If a search committee has two or three pastor candidates they like, and they are reluctant to recommend Pastor A ahead of Pastor B, then it becomes harder for either pastor to do a “90% Confident” discernment ahead of time. Pastors don’t want to tell many people in their current congregations about a possible call elsewhere unless they are reasonably confident the call will proceed. Don’t expect a pastor to be 90% sure you’re the right church if you’re only 50% sure they’re the right pastor. 

If search committees do have multiple candidates they like, tell the candidates that. Be honest with Pastor B that you intend to call Pastor A first, but that if Pastor A were to decline, they also think Pastor B would be a great fit. 

And pastor candidates can extend the same courtesy to churches, if there is more than one church with whom you are interviewing. 


If you take advantage of today’s more robust search processes and available technology, a three week discernment delay after a letter of call can be cut down considerably.

Thrive supports churches in times of transition and pastor search.
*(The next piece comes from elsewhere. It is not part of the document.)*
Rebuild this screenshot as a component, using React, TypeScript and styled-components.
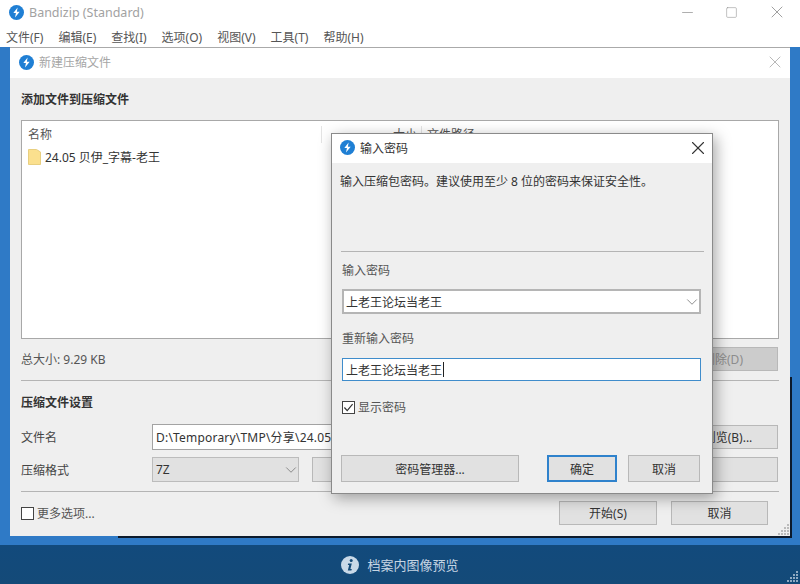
import React from 'react';
import styled, { createGlobalStyle } from 'styled-components';
import { FiX, FiMinus, FiSquare, FiChevronDown } from 'react-icons/fi';

const FONT = `"Noto Sans", "Noto Sans CJK SC", sans-serif`;

const GlobalStyle = createGlobalStyle`
    html, body {
        margin: 0;
        padding: 0;
        background: #fff;
    }
    body {
        width: 800px;
        height: 584px;
        overflow: hidden;
        font-family: ${FONT};
        font-size: 12px;
        color: #333;
    }
    * {
        box-sizing: border-box;
    }
`;

const Screen = styled.div`
    width: 800px;
    height: 584px;
    display: grid;
    grid-template-rows: 47px 1fr 39px;
    position: relative;
    overflow: hidden;
`;

const AppHeader = styled.header`
    background: #fff;
    display: flex;
    flex-direction: column;
`;

const AppTitleRow = styled.div`
    height: 24px;
    display: flex;
    align-items: center;
    padding-left: 9px;
    gap: 5px;
    color: #a2a2a2;
    font-size: 12.5px;
`;

const WindowControls = styled.div`
    margin-left: auto;
    display: flex;
    align-items: center;
    color: #8d8d8d;
    gap: 29px;
    padding-right: 13px;
`;

const MenuBar = styled.nav`
    display: flex;
    padding: 3px 0 0 6px;
    gap: 15px;
    color: #555;
    height: 23px;
    align-items: center;
`;

const Desktop = styled.div`
    background: #2f7ac6;
    padding: 1px 10px 9px;
    display: flex;
    min-height: 0;
`;

const MainDialog = styled.section`
    flex: 1;
    background: #efefef;
    display: flex;
    flex-direction: column;
    position: relative;
    box-shadow: 0 -1px 0 #aaa;

    &::after {
        content: '';
        position: absolute;
        left: 108px;
        right: -2px;
        bottom: -2px;
        height: 2px;
        background: #0c1a2c;
    }
`;

const RightEdge = styled.div`
    position: absolute;
    right: -2px;
    bottom: -2px;
    width: 2px;
    height: 161px;
    background: #0c1a2c;
`;

const DialogTitle = styled.div`
    height: 30px;
    flex: none;
    background: #fff;
    display: flex;
    align-items: center;
    padding: 0 5px 2px 9px;
    gap: 5px;
    color: #a6a6a6;
`;

const CloseSlot = styled.span<{ $color: string }>`
    margin-left: auto;
    display: flex;
    color: ${p => p.$color};
`;

const DialogBody = styled.div`
    flex: 1;
    padding: 12px 11px 0;
    display: flex;
    flex-direction: column;
`;

const Heading = styled.div`
    font-weight: 700;
    color: #333;
    height: 18px;
    line-height: 18px;
    padding-top: 1px;
`;

const FileList = styled.div`
    margin-top: 12px;
    height: 219px;
    background: #fff;
    border: 1px solid #a8a8a8;
    padding: 5px 6px;
    position: relative;
`;

const ListHeader = styled.div`
    height: 17px;
    display: flex;
    color: #555;
    line-height: 17px;
`;

const ListColumn = styled.span<{ $width: number }>`
    width: ${p => p.$width}px;
    flex: none;
`;

const ColumnPath = styled(ListColumn)`
    border-left: 1px solid #e4e4e4;
    padding-left: 5px;
`;

const ColumnSize = styled(ListColumn)`
    border-left: 1px solid #e4e4e4;
    text-align: right;
    padding-right: 4px;
`;

const ListRow = styled.div`
    display: flex;
    align-items: center;
    gap: 4px;
    margin-top: 5px;
    height: 18px;
    color: #333;
`;

const SummaryRow = styled.div`
    height: 41px;
    display: flex;
    align-items: center;
    justify-content: space-between;
    color: #555;
    padding: 0 1px 2px 0;
`;

const Divider = styled.div`
    height: 1px;
    flex: none;
    background: #b4b4b4;
`;

const SettingsHeading = styled(Heading)`
    margin-top: 13px;
    padding-top: 0;
`;

const FormGrid = styled.div`
    margin: 12px 1px 0 0;
    display: grid;
    grid-template-columns: 131px 147px 13px 1fr;
    grid-template-rows: 26px 25px;
    row-gap: 7px;
    align-items: center;
`;

const FormLabel = styled.span`
    color: #444;
`;

const PathRow = styled.div`
    grid-column: 2 / 5;
    display: flex;
    align-items: center;
    gap: 4px;
    height: 26px;
`;

const TextBox = styled.div<{ $focused?: boolean }>`
    height: 100%;
    flex: 1;
    background: #fff;
    border: 1px solid ${p => (p.$focused ? '#3f8ccb' : '#a3a3a3')};
    display: flex;
    align-items: center;
    padding: 0 3px;
    color: #333;
    white-space: nowrap;
    overflow: hidden;
`;

const PathBox = styled(TextBox)`
    letter-spacing: 0.2px;
`;

const ComboBox = styled.div<{ $light?: boolean }>`
    height: 100%;
    background: ${p => (p.$light ? '#fff' : '#e1e1e1')};
    border: ${p => (p.$light ? '2px solid #b5b5b5' : '1px solid #bcbcbc')};
    display: flex;
    align-items: center;
    justify-content: space-between;
    padding: 0 3px 0 ${p => (p.$light ? 2 : 3)}px;
    color: #333;
`;

const ChevronSlot = styled.span`
    display: flex;
    color: #777;
    margin-right: -5px;
`;

const ActionButton = styled.button<{ $width?: number; $height?: number; $primary?: boolean; $disabled?: boolean; $left?: number }>`
    width: ${p => (p.$width ? `${p.$width}px` : 'auto')};
    height: ${p => (p.$height ? `${p.$height}px` : '100%')};
    margin-left: ${p => p.$left ?? 0}px;
    flex: none;
    background: ${p => (p.$disabled ? '#ccc' : '#e1e1e1')};
    border: ${p => (p.$primary ? '2px solid #2f82cc' : '1px solid #b8b8b8')};
    color: ${p => (p.$disabled ? '#8d8d8d' : '#333')};
    font: inherit;
    padding: 0;
`;

const FooterRow = styled.div`
    flex: 1;
    display: flex;
    align-items: flex-start;
    padding-top: 9px;
`;

const CheckOption = styled.label<{ $left?: number }>`
    display: flex;
    align-items: center;
    gap: 3px;
    color: #555;
    height: 24px;
    margin-left: ${p => p.$left ?? 0}px;
`;

const CheckMark = styled.span`
    width: 13px;
    height: 13px;
    background: #fff;
    border: 1px solid #444;
    display: block;
    flex: none;
`;

const FooterButtons = styled.div`
    margin-left: auto;
    display: flex;
    gap: 14px;
    padding-right: 11px;
`;

const PasswordDialog = styled.section`
    position: absolute;
    left: 331px;
    top: 133px;
    width: 382px;
    height: 361px;
    background: #efefef;
    border: 1px solid #8a8a8a;
    box-shadow: 3px 4px 14px rgba(0, 0, 0, 0.35);
    display: flex;
    flex-direction: column;
`;

const PasswordTitle = styled.div`
    height: 29px;
    flex: none;
    background: #fff;
    display: flex;
    align-items: center;
    padding: 0 3px 2px 8px;
    gap: 5px;
    color: #333;
`;

const PasswordBody = styled.div`
    flex: 1;
    padding: 10px 8px 0 9px;
    display: flex;
    flex-direction: column;
`;

const Hint = styled.div`
    height: 18px;
    line-height: 18px;
    color: #333;
    margin-left: -1px;
`;

const FieldLabel = styled.div`
    color: #555;
    height: 18px;
    line-height: 18px;
    margin-left: 1px;
`;

const FieldBox = styled.div<{ $height: number }>`
    height: ${p => p.$height}px;
    margin: 0 3px 0 1px;
    display: flex;

    & > * {
        flex: 1;
    }
`;

const Caret = styled.span`
    flex: none;
    width: 1px;
    height: 15px;
    background: #222;
    margin-left: 1px;
`;

const Spacer = styled.div<{ $size: number }>`
    height: ${p => p.$size}px;
    flex: none;
`;

const PasswordFooter = styled.div`
    display: flex;
    margin-top: auto;
    margin-bottom: 11px;
`;

const Statusbar = styled.footer`
    background: linear-gradient(#124a7c, #144a78);
    display: flex;
    align-items: center;
    justify-content: center;
    gap: 8px;
    color: #c6d5e3;
    font-size: 13px;
    position: relative;
`;

const ResizeGrip = styled.svg`
    position: absolute;
    right: 2px;
    bottom: 2px;
`;

const FileGrip = styled.svg`
    position: absolute;
    right: 1px;
    bottom: 1px;
`;

const LogoSvg = styled.svg`
    flex: none;
`;

const CheckSvg = styled.svg`
    flex: none;
`;

const Logo = () => (
    <LogoSvg width={15} height={15} viewBox="0 0 16 16">
        <circle cx="8" cy="8" r="8" fill="#1f7fd4" />
        <path d="M9.2 2.6 L4.6 8.6 H7.4 L6.4 13.4 L11.4 7.2 H8.4 Z" fill="#fff" />
    </LogoSvg>
);

const FolderIcon = () => (
    <svg width="13" height="16" viewBox="0 0 13 16">
        <path d="M0.5 0.5 H8.5 L12.5 3 V15.5 H0.5 Z" fill="#fbe08e" stroke="#e8cf80" />
    </svg>
);

const CheckedBox = () => (
    <CheckSvg width="13" height="13" viewBox="0 0 13 13">
        <rect x="0.5" y="0.5" width="12" height="12" fill="#fff" stroke="#444" />
        <path d="M2.4 6.5 L5.2 9.6 L10.6 3.2" fill="none" stroke="#333" strokeWidth="1.2" />
    </CheckSvg>
);

const InfoIcon = () => (
    <svg width="18" height="18" viewBox="0 0 18 18">
        <circle cx="9" cy="9" r="9" fill="#c9d9e8" />
        <circle cx="10.2" cy="4.6" r="1.5" fill="#144a78" />
        <path d="M7.2 7.6 H10.8 L9.4 13 H10.8 L10.4 14.4 H6.8 L8.2 9 H6.8 Z" fill="#144a78" />
    </svg>
);

const GripDots = ({ color }: { color: string }) => (
    <>
        {[[9, 1], [6, 4], [9, 4], [3, 7], [6, 7], [9, 7], [0, 10], [3, 10], [6, 10], [9, 10]].map(([x, y]) => (
            <rect key={`${x}-${y}`} x={x} y={y} width="2" height="2" fill={color} />
        ))}
    </>
);

const MENU_ITEMS = ['文件(F)', '编辑(E)', '查找(I)', '选项(O)', '视图(V)', '工具(T)', '帮助(H)'];

export default function App() {
    return (
        <Screen>
            <GlobalStyle />
            <AppHeader>
                <AppTitleRow>
                    <Logo />
                    Bandizip (Standard)
                    <WindowControls>
                        <FiMinus size={17} strokeWidth={1} />
                        <FiSquare size={13} strokeWidth={1} />
                        <FiX size={20} strokeWidth={1} />
                    </WindowControls>
                </AppTitleRow>
                <MenuBar>
                    {MENU_ITEMS.map(item => <span key={item}>{item}</span>)}
                </MenuBar>
            </AppHeader>

            <Desktop>
                <MainDialog>
                    <DialogTitle>
                        <Logo />
                        <span>新建压缩文件</span>
                        <CloseSlot $color="#a9a9a9"><FiX size={20} strokeWidth={1} /></CloseSlot>
                    </DialogTitle>
                    <DialogBody>
                        <Heading>添加文件到压缩文件</Heading>
                        <FileList>
                            <ListHeader>
                                <ListColumn $width={293}>名称</ListColumn>
                                <ColumnSize $width={100}>大小</ColumnSize>
                                <ColumnPath $width={200}>文件路径</ColumnPath>
                            </ListHeader>
                            <ListRow>
                                <FolderIcon />
                                <span>24.05 贝伊_字幕-老王</span>
                            </ListRow>
                        </FileList>
                        <SummaryRow>
                            <span>总大小: 9.29 KB</span>
                            <ActionButton $width={110} $height={24} $disabled>删除(D)</ActionButton>
                        </SummaryRow>
                        <Divider />
                        <SettingsHeading>压缩文件设置</SettingsHeading>
                        <FormGrid>
                            <FormLabel>文件名</FormLabel>
                            <PathRow>
                                <PathBox>D:\Temporary\TMP\分享\24.05 贝伊_字幕-老王.7z</PathBox>
                                <ActionButton $width={100} $height={24}>浏览(B)...</ActionButton>
                            </PathRow>
                            <FormLabel>压缩格式</FormLabel>
                            <ComboBox>
                                7Z
                                <ChevronSlot><FiChevronDown size={18} strokeWidth={1.1} /></ChevronSlot>
                            </ComboBox>
                            <span />
                            <ActionButton />
                        </FormGrid>
                        <Spacer $size={9} />
                        <Divider />
                        <FooterRow>
                            <CheckOption>
                                <CheckMark />
                                更多选项...
                            </CheckOption>
                            <FooterButtons>
                                <ActionButton $width={98} $height={24}>开始(S)</ActionButton>
                                <ActionButton $width={97} $height={24}>取消</ActionButton>
                            </FooterButtons>
                        </FooterRow>
                    </DialogBody>
                    <RightEdge />
                    <FileGrip width="11" height="12"><GripDots color="#bbb" /></FileGrip>
                </MainDialog>
            </Desktop>

            <Statusbar>
                <InfoIcon />
                档案内图像预览
                <ResizeGrip width="11" height="12"><GripDots color="#8fa9c2" /></ResizeGrip>
            </Statusbar>

            <PasswordDialog>
                <PasswordTitle>
                    <Logo />
                    <span>输入密码</span>
                    <CloseSlot $color="#333"><FiX size={22} strokeWidth={1.2} /></CloseSlot>
                </PasswordTitle>
                <PasswordBody>
                    <Hint>输入压缩包密码。建议使用至少 8 位的密码来保证安全性。</Hint>
                    <Spacer $size={60} />
                    <Divider />
                    <Spacer $size={10} />
                    <FieldLabel>输入密码</FieldLabel>
                    <Spacer $size={9} />
                    <FieldBox $height={25}>
                        <ComboBox $light>
                            上老王论坛当老王
                            <ChevronSlot><FiChevronDown size={18} strokeWidth={1.1} /></ChevronSlot>
                        </ComboBox>
                    </FieldBox>
                    <Spacer $size={16} />
                    <FieldLabel>重新输入密码</FieldLabel>
                    <Spacer $size={10} />
                    <FieldBox $height={23}>
                        <TextBox $focused>上老王论坛当老王<Caret /></TextBox>
                    </FieldBox>
                    <Spacer $size={14} />
                    <CheckOption $left={1}>
                        <CheckedBox />
                        显示密码
                    </CheckOption>
                    <PasswordFooter>
                        <ActionButton $width={178} $height={27}>密码管理器...</ActionButton>
                        <ActionButton $width={70} $height={27} $primary $left={28}>确定</ActionButton>
                        <ActionButton $width={72} $height={27} $left={11}>取消</ActionButton>
                    </PasswordFooter>
                </PasswordBody>
            </PasswordDialog>
        </Screen>
    );
}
Learn more at Pastor Search Process.



Thank you Sean for bringing this forward for discussion.  This conversation may be helpful for anyone not having gone through a calling process (either as pastor or calling committee) to know the dynamics that can take place.

Here are my thoughts on this.  I would not want the three week period to be shortened.  One aspect you did not really touch on was the fact that it is common for a pastor to walk the path with a calling committee but not yet bring their Council (or most of their Council) or their congregation into the picture until a call has actually been issued.  If this process is opened up to the pastor's church early on, you will be bringing all kinds of wondering and anxiety to your own congregation or Council and then, not uncommon, the calling congregation might not actually vote in favour of extending you the call, or their vote percentage is not a ringing endorsement of a call. 
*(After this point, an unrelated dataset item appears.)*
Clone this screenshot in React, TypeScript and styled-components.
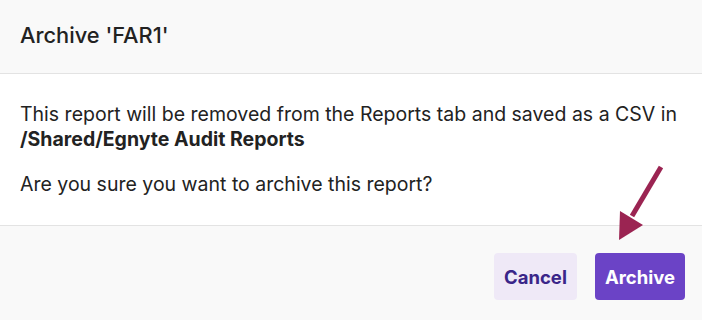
import React from "react";
import styled, { createGlobalStyle } from "styled-components";

const GlobalStyle = createGlobalStyle`
  body {
    margin: 0;
    font-family: Inter, "Noto Sans", sans-serif;
    background: #ffffff;
  }
`;

const Dialog = styled.div`
  position: relative;
  width: 702px;
  height: 320px;
  display: flex;
  flex-direction: column;
  background: #ffffff;
  overflow: hidden;
`;

const Header = styled.div`
  height: 74px;
  box-sizing: border-box;
  display: flex;
  align-items: center;
  padding: 0 20px 4px;
  background: #f9f9f9;
  border-bottom: 1px solid #e3e3e3;
`;

const Title = styled.h2`
  margin: 0;
  font-size: 21.8px;
  font-weight: 500;
  color: #222222;
`;

const Body = styled.div`
  height: 151px;
  box-sizing: border-box;
  padding: 28px 20px 0;
  color: #222222;
  font-size: 19.5px;
  line-height: 25px;
`;

const Paragraph = styled.p`
  margin: 0 0 20px;
`;

const Footer = styled.div`
  flex: 1;
  display: flex;
  justify-content: flex-end;
  align-items: flex-start;
  gap: 18px;
  padding: 27px 17px 0;
  background: #f9f9f9;
  border-top: 1px solid #e3e3e3;
`;

const Button = styled.button<{ $primary?: boolean }>`
  height: 47px;
  padding: 0 10px;
  border: none;
  border-radius: 4px;
  font-family: Inter, "Noto Sans", sans-serif;
  font-size: 18.5px;
  font-weight: 700;
  background: ${(p) => (p.$primary ? "#6b43c6" : "#efe9f7")};
  color: ${(p) => (p.$primary ? "#ffffff" : "#3a2589")};
  cursor: pointer;
`;

const Arrow = styled.svg`
  position: absolute;
  left: 612px;
  top: 160px;
`;

export default function App() {
  return (
    <>
      <GlobalStyle />
      <Dialog>
        <Header>
          <Title>Archive 'FAR1'</Title>
        </Header>
        <Body>
          <Paragraph>
            This report will be removed from the Reports tab and saved as a CSV in{" "}
            <strong>/Shared/Egnyte Audit Reports</strong>
          </Paragraph>
          <Paragraph>Are you sure you want to archive this report?</Paragraph>
        </Body>
        <Footer>
          <Button>Cancel</Button>
          <Button $primary>Archive</Button>
        </Footer>
        <Arrow width="60" height="90" viewBox="612 160 60 90">
          <line x1="661" y1="167" x2="632" y2="216" stroke="#9b2452" strokeWidth="5" />
          <polygon points="619,240 620,211 643,225" fill="#9b2452" />
        </Arrow>
      </Dialog>
    </>
  );
}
A pastor is not called to a new church until the call is actually issued by the Council.  Prior to that it is, as you say, dating.  Yes discernment takes place along the way, but without the actual call extended it remains simply a possibility.  Once a call is extended, then it is not just the pastor & family who use three weeks to decide, it is also both congregations that get three weeks to pray for, weigh in on, add input to, help discern with, share perspectives and so forth.  I think it would be premature to have conversations with either one's Council or congregational members asking "should I take this call or not", when there is no call as yet extended. 

As an active pastor, I have a standing call to the church I am called to serve.  If I wish to know if I should be seeking to go elsewhere, I should have a robust evaluative process in place already ongoing, that is not dependent on receiving a call.  One church I know called three different pastors in a row, all three recommended by the calling committee and the Council only to not be endorsed by the congregation.  It would be odd indeed to have a congregation or Council praying for discernment to accept a call or not, when no call has yet been issued.  Does the pastor's present congregation pray that the church looking to call, decide against doing so?  
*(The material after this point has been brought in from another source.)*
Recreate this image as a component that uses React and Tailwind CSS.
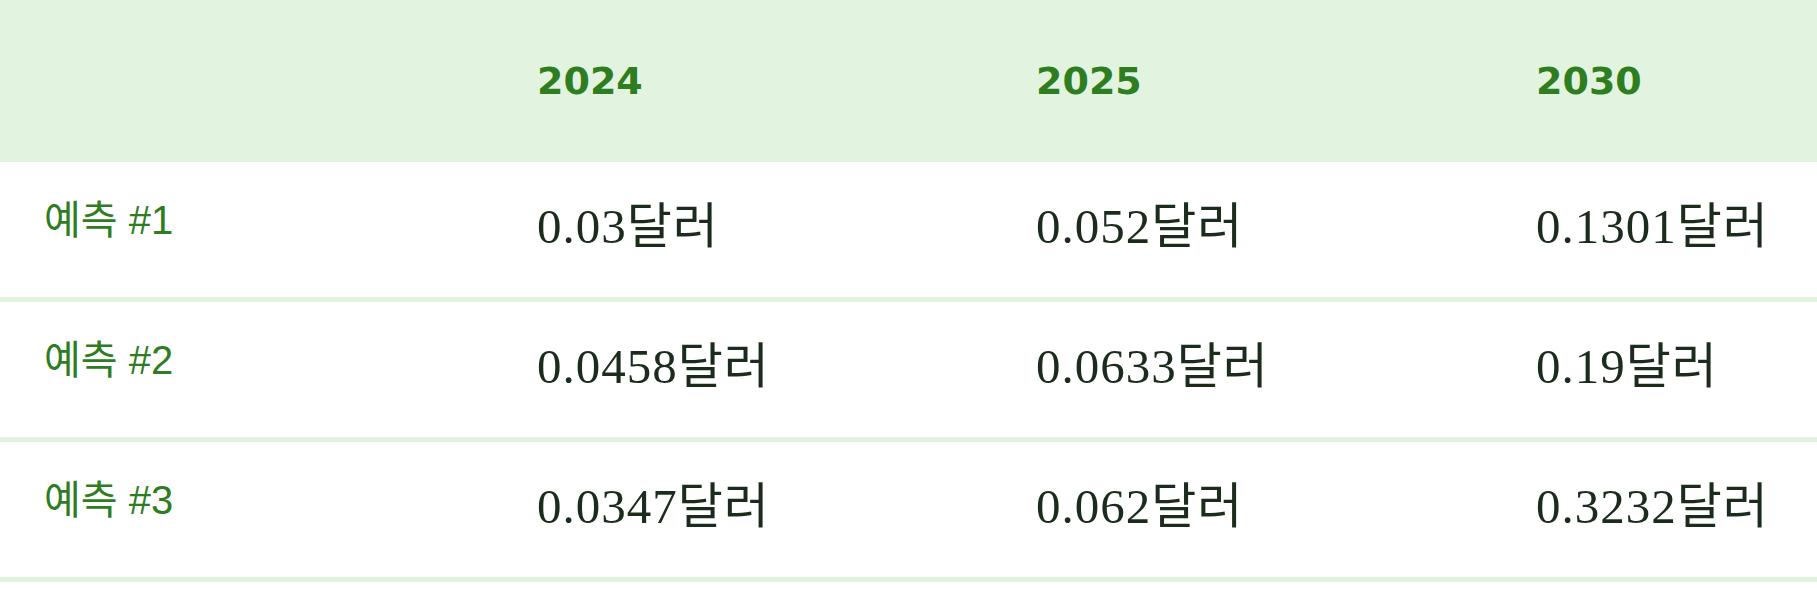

Let's keep the three weeks.  I have never heard anyone from any calling committee or church complain that the pastor gets a few weeks to consider the call.  Having gone through this process a half dozen times over the years, the two or three week period after the call being extended is space and time a pastor and family need to now examine what they will do, without being in the space of wondering if that church will actually extend a call or not.  It may be different of course for a pastor who is presently not serving a congregation or who has already discerned the need to change churches.  They may by the time of the call being extended already know if they will move or not. 

But for pastors in the midst of serving in the church they are called to, being willing to explore with a calling committee a possible change is not the same as looking for a new place to serve, or "job hunting" so to speak.  The calling committee of another church is actually "head hunting" for a new leader, to use the somewhat crass terminology from the business world.  To test the location of where a pastor is to serve, they need the new call to actually be extended, then space and time to prayerfully discern.  I would never be sharing with my congregation about a calling committee that wants to have a conversation about a possible call.  It is, in a sense, irrelevant to the present congregation, until a call is extended.  Then time is needed for the congregation to walk through their discernment input.  

And three weeks ... is not a long time at all.  It seems seldom that a pastor and family are going to pick up and move immediately any way, often it is a few months before that takes place.  Anyway, that's my two cents worth, oh wait, I am in Canada, have to round up to a nickel.  

Grace and peace to you all.

Colin Vander Ploeg


What a great comment. Your thoughts were so helpful, I retitled the blog. There's so much to consider. 

I address the question of when to tell others at your church about a call in another blog: When Should a Pastor Tell Their Church About a Call Elsewhere? | CRC Network. But the short version is this: I think we pastors should engage our current churches earlier in the call process. On that point, I suspect we'll disagree. But I think it's the kind of thing that's possible if you've done what you suggest later in your comment: establish an ongoing evaluative process about your call with your current church. I think it is a sign of health (in the pastor and the congregation) when such an ongoing discernment takes place. When a possible call elsewhere shows signs of getting serious (I give some markers in the blog about when that might be), I think it's worth engaging the people you most trust. 

I'm more deeply concerned about the church whose council has recommended three candidates only to have the congregation reject all three. Without knowing the specifics, that detail alone suggests the council and calling committee are seriously out-of-step with their congregation and the search process itself has significant flaws. 

So yes, I concede that the three weeks is necessary in many situations. But I think that if churches and pastors approached the calling process more transparently, and if search committees and councils have engaged their congregations clearly and well about what kind of pastor they're searching for, by the time the letter of call is issued to the kind of pastor that matches the search committee's mandate, the bulk of the most consequential discernment (with those whose discernment you most highly regard) should be in the past, not rushed into a frantic few weeks.  

Thanks again for the terrific, thoughtful comment.